Bank of England: Wales facing cost of living 'squeeze'
People in Wales are facing a "squeeze" because pay is flat but the price of goods has gone up, according to the Bank of England's chief economist.
Andy Haldane said interest rates could "edge up" if the cost of living continues to rise.
He spoke to residents in Barry, Porth and Ely in Cardiff in the first visit of its kind in the UK.
Mr Haldane told BBC Wales certain issues like economic inactivity needed to be tackled in Wales.
He sits on the Bank of England's Monetary Policy Committee, which is responsible for setting the interest rate in the UK.
In 2014, he was voted one of the most influential people in the world by Time magazine.
He said: "We need to look seriously at the possibility of raising interest rates to keep the lid on those cost of living increases.

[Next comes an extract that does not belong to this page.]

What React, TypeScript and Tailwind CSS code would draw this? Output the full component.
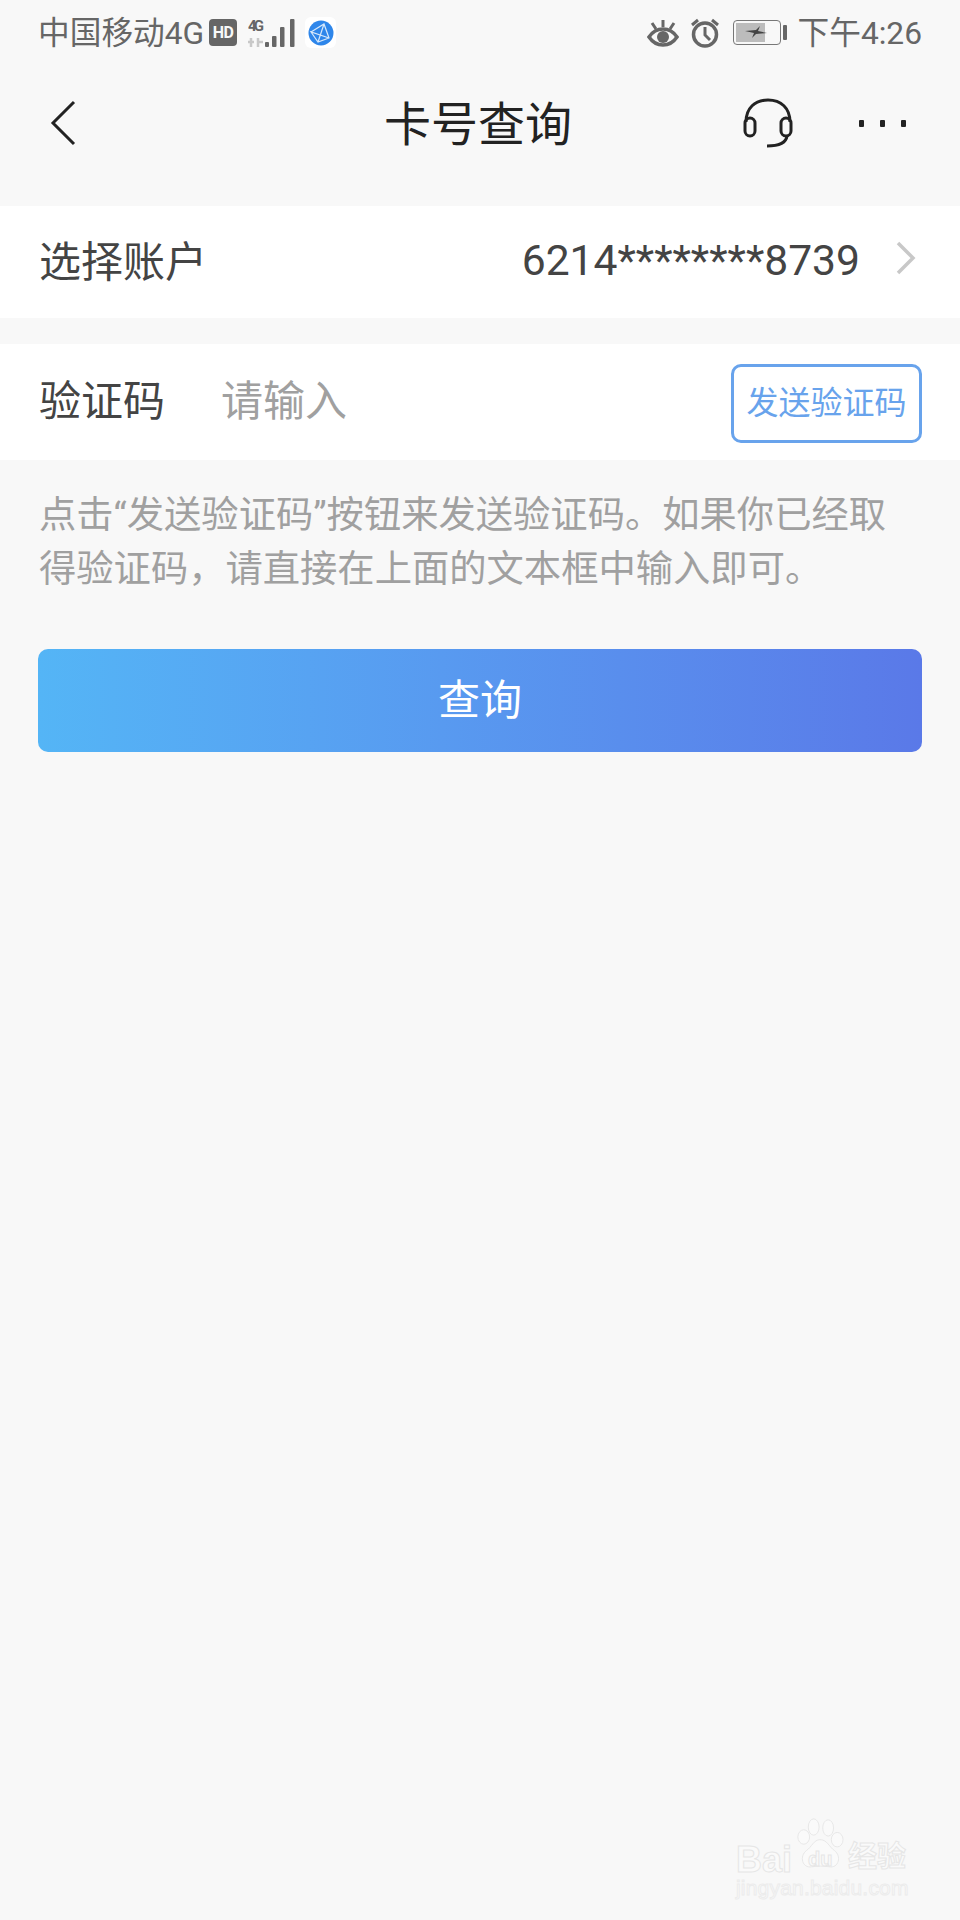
const cjk = "font-['Roboto','Noto_Sans_CJK_SC',sans-serif]"

function StatusLeft() {
  return (
    <div className="flex items-center">
      <span className="pt-[2px] text-[31.7px] leading-none text-[#666]">中国移动4G</span>
      <span className="ml-[5px] flex h-[27px] w-[28px] items-center justify-center rounded-[4px] bg-[#666] text-[16px] leading-none font-bold tracking-[-0.5px] text-[#f8f8f8]">
        HD
      </span>
      {/* signal */}
      <svg width="48" height="30" viewBox="0 0 48 30" className="ml-[11px]">
        <text x="0" y="13" fontSize="15" fontWeight="700" fill="#666" fontFamily="Roboto" textLength="16">4G</text>
        <path d="M3 20v9M0 24h6M10 20v9M10 24h5" stroke="#c8c8c8" strokeWidth="2.5" fill="none" />
        <rect x="17" y="24" width="4" height="5" rx="1" fill="#666" />
        <rect x="24" y="18" width="4.5" height="11" rx="1" fill="#666" />
        <rect x="32" y="9" width="4.5" height="20" rx="1" fill="#666" />
        <rect x="42" y="1" width="4.5" height="28" rx="1" fill="#666" />
      </svg>
      {/* browser app icon */}
      <span className="ml-[9px] flex h-[31px] w-[31px] items-center justify-center rounded-[6px] bg-white">
        <svg width="26" height="26" viewBox="0 0 26 26">
          <circle cx="13" cy="13" r="12.5" fill="#2e86ea" />
          <path d="M3 12L16 4L21 18L10 22L3 12L21 18M16 4L10 22" stroke="#d6e8fb" strokeWidth="1.2" fill="none" />
        </svg>
      </span>
    </div>
  )
}

function StatusRight() {
  return (
    <div className="flex items-center">
      <svg width="32" height="28" viewBox="0 0 32 28" fill="none" stroke="#666">
        <path d="M2 18C6 12 11 10 16 10C21 10 26 12 30 18C26 24 21 26 16 26C11 26 6 24 2 18Z" strokeWidth="3.5" />
        <circle cx="16" cy="18" r="6" fill="#666" stroke="none" />
        <path d="M16 1V8M5 4L9 10M27 4L23 10" strokeWidth="3" />
      </svg>
      <svg width="30" height="30" viewBox="0 0 30 30" fill="none" stroke="#666" className="ml-[11px]">
        <circle cx="15" cy="16.5" r="11.5" strokeWidth="3.5" />
        <path d="M15 9V17L20 22" strokeWidth="3" />
        <path d="M2 7L8 2M28 7L22 2" strokeWidth="3" />
      </svg>
      <div className="ml-[13px] flex items-center">
        <div className="relative h-[25px] w-[48px] overflow-hidden rounded-[4px] border-[1.5px] border-[#777] p-[2px]">
          <div className="h-full w-[29px] bg-[#bcbcbc]" />
          <svg width="22" height="12" viewBox="0 0 22 12" className="absolute top-[5px] left-[11px]">
            <path d="M0 5L11 4L15 0L13 5L22 7L11 8L7 12L9 7Z" fill="#444" />
          </svg>
        </div>
        <div className="ml-[2px] h-[15px] w-[4px] rounded-[1px] bg-[#666]" />
      </div>
      <span className="ml-[11px] pt-[2px] text-[31.7px] leading-none text-[#666]">下午4:26</span>
    </div>
  )
}

function Watermark() {
  return (
    <div className="absolute top-[1815px] left-[736px] h-[90px] w-[176px] text-[#fafafa]">
      <div className="absolute top-[28px] left-0 text-[36px] leading-[33px] font-bold font-['Liberation_Sans'] [-webkit-text-stroke:1px_#e6e6e6]">
        Bai
      </div>
      <svg width="52" height="56" viewBox="0 0 56 62" className="absolute top-[3px] left-[58px]" fill="#fafafa" stroke="#e6e6e6" strokeWidth="1">
        <ellipse cx="10" cy="21" rx="6.5" ry="8" />
        <ellipse cx="21" cy="10" rx="6" ry="9" />
        <ellipse cx="37" cy="11" rx="6" ry="9" />
        <ellipse cx="47" cy="24" rx="6.5" ry="8" />
        <path d="M28 24C36 24 38 32 44 36C52 42 49 56 38 54C32 53 25 53 19 54C8 56 5 42 13 36C19 32 21 24 28 24Z" />
      </svg>
      <div className="absolute top-[34px] left-[72px] text-[20px] leading-none font-bold font-['Liberation_Sans'] [-webkit-text-stroke:1px_#e6e6e6]">
        du
      </div>
      <div className="absolute top-[28px] left-[112px] text-[29px] leading-none font-bold [-webkit-text-stroke:1px_#e6e6e6]">
        经验
      </div>
      <div className="absolute top-[62px] left-0 text-[21px] leading-none font-['Liberation_Sans'] tracking-[0.2px] [-webkit-text-stroke:1px_#ececec]">
        jingyan.baidu.com
      </div>
    </div>
  )
}

export default function App() {
  return (
    <div className={`relative h-[1920px] w-[960px] overflow-hidden bg-[#f8f8f8] ${cjk}`}>
      <div className="flex h-[66px] items-center justify-between pr-[38px] pl-[38px]">
        <StatusLeft />
        <StatusRight />
      </div>

      {/* nav */}
      <div className="flex h-[114px] items-center pr-[54px] pl-[50px]">
        <div className="flex flex-1 items-center">
          <svg width="26" height="46" viewBox="0 0 26 46" fill="none" stroke="#222" strokeWidth="3">
            <path d="M24 2L3 23L24 44" />
          </svg>
        </div>
        <h1 className="pt-[2px] text-[47px] leading-none font-normal text-[#222]">卡号查询</h1>
        <div className="flex flex-1 items-center justify-end">
          <svg width="50" height="50" viewBox="0 0 50 50" fill="none" stroke="#222" strokeWidth="3">
            <path d="M3 24C3 10 12 2 25 2C38 2 47 10 47 24" />
            <rect x="2" y="20" width="10" height="18" rx="5" />
            <rect x="38" y="20" width="10" height="18" rx="5" />
            <path d="M44 38C43 45 36 48 24 48" />
          </svg>
          <div className="ml-[66px] flex gap-[16px]">
            <span className="h-[7px] w-[5px] rounded-[1px] bg-[#222]" />
            <span className="h-[7px] w-[5px] rounded-[1px] bg-[#222]" />
            <span className="h-[7px] w-[5px] rounded-[1px] bg-[#222]" />
          </div>
        </div>
      </div>

      <div className="mt-[26px] flex h-[112px] items-center justify-between bg-white pr-[43px] pl-[39px]">
        <span className="pt-[2px] text-[42px] leading-none text-[#444]">选择账户</span>
        <div className="flex items-center">
          <span className="mb-[3px] text-[42.6px] leading-none text-[#444]">6214********8739</span>
          <svg width="22" height="34" viewBox="0 0 22 34" fill="none" stroke="#c8c8c8" strokeWidth="3.5" className="mb-[8px] ml-[35px]">
            <path d="M3 2L18 17L3 32" />
          </svg>
        </div>
      </div>

      <div className="mt-[26px] flex h-[116px] items-center bg-white pr-[38px] pl-[39px]">
        <span className="text-[42px] leading-none text-[#444]">验证码</span>
        <span className="ml-[56px] text-[42px] leading-none text-[#a0a0a0]">请输入</span>
        <button className="mt-[2px] ml-auto flex h-[79px] w-[191px] items-center justify-center rounded-[10px] border-[3px] border-[#68a3ec] text-[32px] leading-none text-[#68a3ec]">
          发送验证码
        </button>
      </div>

      <p className="mt-[28px] w-[900px] pl-[39px] text-[37.3px] leading-[54px] text-[#a0a0a0]">
        点击“发送验证码”按钮来发送验证码。如果你已经取得验证码，请直接在上面的文本框中输入即可。
      </p>

      <button className="mx-[38px] mt-[53px] flex h-[103px] w-[884px] items-center justify-center rounded-[10px] bg-gradient-to-r from-[#54b5f6] to-[#5a79e8] text-[42px] leading-none text-white">
        查询
      </button>

      <Watermark />
    </div>
  )
}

"For now we are happy with where the rates are, we need to be vigilant for what happens next".
The visit was organised by Citizens Cymru Wales.
Issues raised included affordable housing, the living wage, mortgages, poverty and transport.
Nikki Cole, one of the residents at the meeting in Barry, said her family are finding it difficult.
"I had my son and daughter-in-law in tears last night because they don't know how they are going to manage," she said.
"I had to use my redundancy money to help them, not realising my husband was going to die a year later. For my family and friends it's extremely difficult."
Mr Haldane said transport, skills and economic inactivity were all issues that needed to be addressed in Wales.
"Do young people have the right sets of skills to find a way into the world of work? Levels of inactivity, people not involved in the jobs market, tend to be a bit higher in Wales," he explained.
"Transport infrastructure is a big question - the difficulty of getting around between areas is something of an obstacle to businesses and people in the world of work."
The tour is part of the Bank of England being more proactive in finding out what financial issues people are facing across the UK.